Incode’s Greg Crosby delivered an opening keynote exploring the challenges that go along with digital onboarding, and the tools to address them. In the course of his talk, Crosby revealed that Incode’s proprietary multi-frame passive liveness detection takes 40 to 50 milliseconds to perform a check.

Representatives of from the UK’s DCMS, Svipe, Mastercard, Ingenium and Incode discussed recent digital identity initiatives, including the Right to Work and other DBS checks in the UK. That program now includes 5 certification bodies and 21 certified identity service providers. Svipe announced the launch of its “knowing meID” during this session, which will be covered in more depth as details are released.

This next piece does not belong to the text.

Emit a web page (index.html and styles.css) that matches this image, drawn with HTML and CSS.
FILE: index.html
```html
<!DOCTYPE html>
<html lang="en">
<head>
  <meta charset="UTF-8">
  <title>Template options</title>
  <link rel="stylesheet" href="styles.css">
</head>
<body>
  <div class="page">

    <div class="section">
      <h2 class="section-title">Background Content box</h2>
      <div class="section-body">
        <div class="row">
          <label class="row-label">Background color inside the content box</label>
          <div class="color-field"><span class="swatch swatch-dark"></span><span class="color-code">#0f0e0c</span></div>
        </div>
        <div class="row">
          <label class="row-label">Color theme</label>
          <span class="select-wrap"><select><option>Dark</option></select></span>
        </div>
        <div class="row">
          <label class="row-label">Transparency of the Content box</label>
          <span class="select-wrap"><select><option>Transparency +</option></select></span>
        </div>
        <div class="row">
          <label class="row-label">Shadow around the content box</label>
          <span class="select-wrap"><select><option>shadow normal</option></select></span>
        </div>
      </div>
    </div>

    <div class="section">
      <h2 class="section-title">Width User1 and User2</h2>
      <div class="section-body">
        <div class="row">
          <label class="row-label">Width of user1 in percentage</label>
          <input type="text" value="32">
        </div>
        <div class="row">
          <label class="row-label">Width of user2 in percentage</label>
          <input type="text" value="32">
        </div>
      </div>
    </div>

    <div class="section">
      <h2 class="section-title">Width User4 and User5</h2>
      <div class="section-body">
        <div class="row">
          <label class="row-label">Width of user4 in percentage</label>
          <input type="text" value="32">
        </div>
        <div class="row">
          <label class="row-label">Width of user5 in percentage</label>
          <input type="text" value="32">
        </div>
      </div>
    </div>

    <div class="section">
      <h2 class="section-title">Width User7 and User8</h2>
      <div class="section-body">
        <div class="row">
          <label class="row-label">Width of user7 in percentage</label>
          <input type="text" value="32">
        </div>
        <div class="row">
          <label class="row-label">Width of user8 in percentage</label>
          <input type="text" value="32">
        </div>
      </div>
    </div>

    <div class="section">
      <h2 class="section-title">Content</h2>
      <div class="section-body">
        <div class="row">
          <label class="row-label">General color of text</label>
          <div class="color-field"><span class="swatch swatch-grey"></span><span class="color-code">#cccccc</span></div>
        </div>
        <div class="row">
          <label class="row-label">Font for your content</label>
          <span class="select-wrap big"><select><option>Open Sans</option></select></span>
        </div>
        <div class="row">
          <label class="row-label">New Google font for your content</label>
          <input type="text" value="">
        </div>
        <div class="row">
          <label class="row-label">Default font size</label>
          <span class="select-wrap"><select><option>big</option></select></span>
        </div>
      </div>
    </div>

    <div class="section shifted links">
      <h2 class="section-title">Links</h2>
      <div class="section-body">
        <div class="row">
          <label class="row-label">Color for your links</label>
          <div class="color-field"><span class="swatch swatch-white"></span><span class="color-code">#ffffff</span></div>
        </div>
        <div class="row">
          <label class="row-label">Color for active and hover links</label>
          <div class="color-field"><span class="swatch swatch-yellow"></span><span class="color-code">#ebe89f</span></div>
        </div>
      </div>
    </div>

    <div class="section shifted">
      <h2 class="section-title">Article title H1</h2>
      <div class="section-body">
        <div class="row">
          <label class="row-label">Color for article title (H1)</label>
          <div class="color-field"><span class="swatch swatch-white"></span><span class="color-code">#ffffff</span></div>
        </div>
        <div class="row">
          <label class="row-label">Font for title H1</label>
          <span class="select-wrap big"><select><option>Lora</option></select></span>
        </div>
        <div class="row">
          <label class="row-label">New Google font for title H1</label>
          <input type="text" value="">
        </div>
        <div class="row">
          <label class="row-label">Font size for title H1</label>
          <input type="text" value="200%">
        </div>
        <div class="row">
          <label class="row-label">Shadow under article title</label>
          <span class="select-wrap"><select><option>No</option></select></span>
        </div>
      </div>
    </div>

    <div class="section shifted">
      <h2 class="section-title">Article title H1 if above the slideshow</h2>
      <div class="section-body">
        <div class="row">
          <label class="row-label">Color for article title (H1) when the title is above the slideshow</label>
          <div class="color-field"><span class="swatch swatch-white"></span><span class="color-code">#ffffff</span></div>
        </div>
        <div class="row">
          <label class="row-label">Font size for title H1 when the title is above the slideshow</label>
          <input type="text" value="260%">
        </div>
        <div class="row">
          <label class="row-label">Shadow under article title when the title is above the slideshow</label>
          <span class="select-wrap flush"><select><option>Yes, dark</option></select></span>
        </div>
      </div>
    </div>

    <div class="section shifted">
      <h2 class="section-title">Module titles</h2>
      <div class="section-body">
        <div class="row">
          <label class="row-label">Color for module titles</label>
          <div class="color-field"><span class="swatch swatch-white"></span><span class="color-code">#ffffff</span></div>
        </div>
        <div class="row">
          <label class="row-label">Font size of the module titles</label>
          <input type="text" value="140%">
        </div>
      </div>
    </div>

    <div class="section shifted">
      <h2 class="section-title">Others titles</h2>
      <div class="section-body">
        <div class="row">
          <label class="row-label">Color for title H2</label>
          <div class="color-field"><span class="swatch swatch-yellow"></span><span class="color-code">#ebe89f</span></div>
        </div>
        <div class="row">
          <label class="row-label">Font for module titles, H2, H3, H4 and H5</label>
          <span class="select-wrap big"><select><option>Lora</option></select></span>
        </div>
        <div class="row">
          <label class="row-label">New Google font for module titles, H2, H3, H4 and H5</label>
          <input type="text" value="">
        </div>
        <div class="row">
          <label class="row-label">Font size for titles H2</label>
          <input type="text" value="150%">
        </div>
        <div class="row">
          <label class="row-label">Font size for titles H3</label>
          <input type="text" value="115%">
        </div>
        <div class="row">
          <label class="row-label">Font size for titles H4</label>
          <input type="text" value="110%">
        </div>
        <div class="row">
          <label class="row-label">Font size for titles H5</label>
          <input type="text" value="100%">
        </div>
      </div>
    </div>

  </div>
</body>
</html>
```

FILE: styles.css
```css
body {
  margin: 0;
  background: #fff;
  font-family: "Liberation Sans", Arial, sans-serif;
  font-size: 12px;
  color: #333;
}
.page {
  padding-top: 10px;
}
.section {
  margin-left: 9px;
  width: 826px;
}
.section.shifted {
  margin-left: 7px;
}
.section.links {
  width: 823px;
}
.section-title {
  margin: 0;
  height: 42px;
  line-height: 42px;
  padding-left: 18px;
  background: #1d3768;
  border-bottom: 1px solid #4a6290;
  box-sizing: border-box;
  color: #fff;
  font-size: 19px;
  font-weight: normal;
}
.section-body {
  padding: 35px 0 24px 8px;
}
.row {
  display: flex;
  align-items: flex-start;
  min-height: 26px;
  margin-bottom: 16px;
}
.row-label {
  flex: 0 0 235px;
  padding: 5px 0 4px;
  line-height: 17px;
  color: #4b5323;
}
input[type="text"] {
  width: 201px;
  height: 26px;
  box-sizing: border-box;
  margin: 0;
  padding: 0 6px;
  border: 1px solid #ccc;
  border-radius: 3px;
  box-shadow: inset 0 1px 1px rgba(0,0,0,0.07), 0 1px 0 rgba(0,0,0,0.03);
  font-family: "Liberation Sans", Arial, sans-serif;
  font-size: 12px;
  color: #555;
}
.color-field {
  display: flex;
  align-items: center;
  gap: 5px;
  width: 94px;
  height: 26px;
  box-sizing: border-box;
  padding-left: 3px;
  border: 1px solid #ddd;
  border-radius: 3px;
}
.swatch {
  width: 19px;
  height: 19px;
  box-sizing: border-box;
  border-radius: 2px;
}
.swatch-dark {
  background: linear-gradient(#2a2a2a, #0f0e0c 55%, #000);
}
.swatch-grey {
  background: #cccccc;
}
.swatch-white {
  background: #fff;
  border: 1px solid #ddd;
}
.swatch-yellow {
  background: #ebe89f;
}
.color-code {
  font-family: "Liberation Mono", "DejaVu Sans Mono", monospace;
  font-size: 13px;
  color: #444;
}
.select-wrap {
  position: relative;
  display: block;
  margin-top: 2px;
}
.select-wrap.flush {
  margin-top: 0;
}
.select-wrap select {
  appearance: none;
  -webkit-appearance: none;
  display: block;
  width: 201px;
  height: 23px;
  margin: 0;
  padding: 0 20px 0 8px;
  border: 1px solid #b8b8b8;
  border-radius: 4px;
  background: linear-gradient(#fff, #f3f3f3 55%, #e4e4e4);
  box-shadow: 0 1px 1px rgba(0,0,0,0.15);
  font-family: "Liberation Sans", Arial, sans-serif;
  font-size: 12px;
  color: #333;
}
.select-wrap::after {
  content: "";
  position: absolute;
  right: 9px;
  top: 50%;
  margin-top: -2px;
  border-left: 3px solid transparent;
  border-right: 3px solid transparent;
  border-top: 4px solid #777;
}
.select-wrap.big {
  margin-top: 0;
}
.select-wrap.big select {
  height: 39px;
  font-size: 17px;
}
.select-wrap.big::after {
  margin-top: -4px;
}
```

A panel on privacy and authentication followed, featuring Anonybit’s Orlando Martinez, Idemia’s David Rennie, Allister Fraser of mobile network operator EE, and Chris Allgrove of Ingenium Biometric Laboratories. The panel was moderated by Biometric Update’s Chris Burt, and the discussion indicated a shift away from the traditional (at least perceived) tension between privacy and security towards protecting one in a way that also improves the other.

The final panel of the day discussed fraud management, with significant emphasis on industry and cross-sector collaboration. It featured telecoms and trade groups, including JT (Jersey Telecom), Vodaphone, Cifas and UK Finance, along with FICO. Of particular note during this session was the suggestion that the rise of authorized push payments fraud through social engineering is an unintended consequence of PSD2. Dianne Doodnath of UK Finance stated that the UK’s Online Safety Bill will help in getting platforms to take responsibility for fraud carried out using their services.

Questions from the audience throughout the day focussed on the value of scanning NFC chips in ID documents, reusable digital identity, and how to achieve digital ID interoperability between EU countries with IDs and those like the UK and U.S. that use “proxies,” as DCMS’ Hannah Rutter said. It also touched on where digital identity data is stored, and the finer points of biometric liveness.

Inverid Regional Director for UK and Ireland Global Travel and Borders Jim Slevin told Biometric Update immediately following the event that Digital Trust World 2022 came at an excellent time to reinforce the recently-rebranded company’s standing in the industry and the opening of its London office to expand the reach of its ReadID product suite for mobile identity document verification and extended biometric verification.

“The event offered a fantastic chance to meet up with partners and customers, in a face-to-face setting, and to hear the latest updates across multiple verticals,” he says. “Of note this year was the focus on trust from digital identity across the UK and EU including some lively and informative panel discussions, not least covering fraud intelligence and fraud prevention.”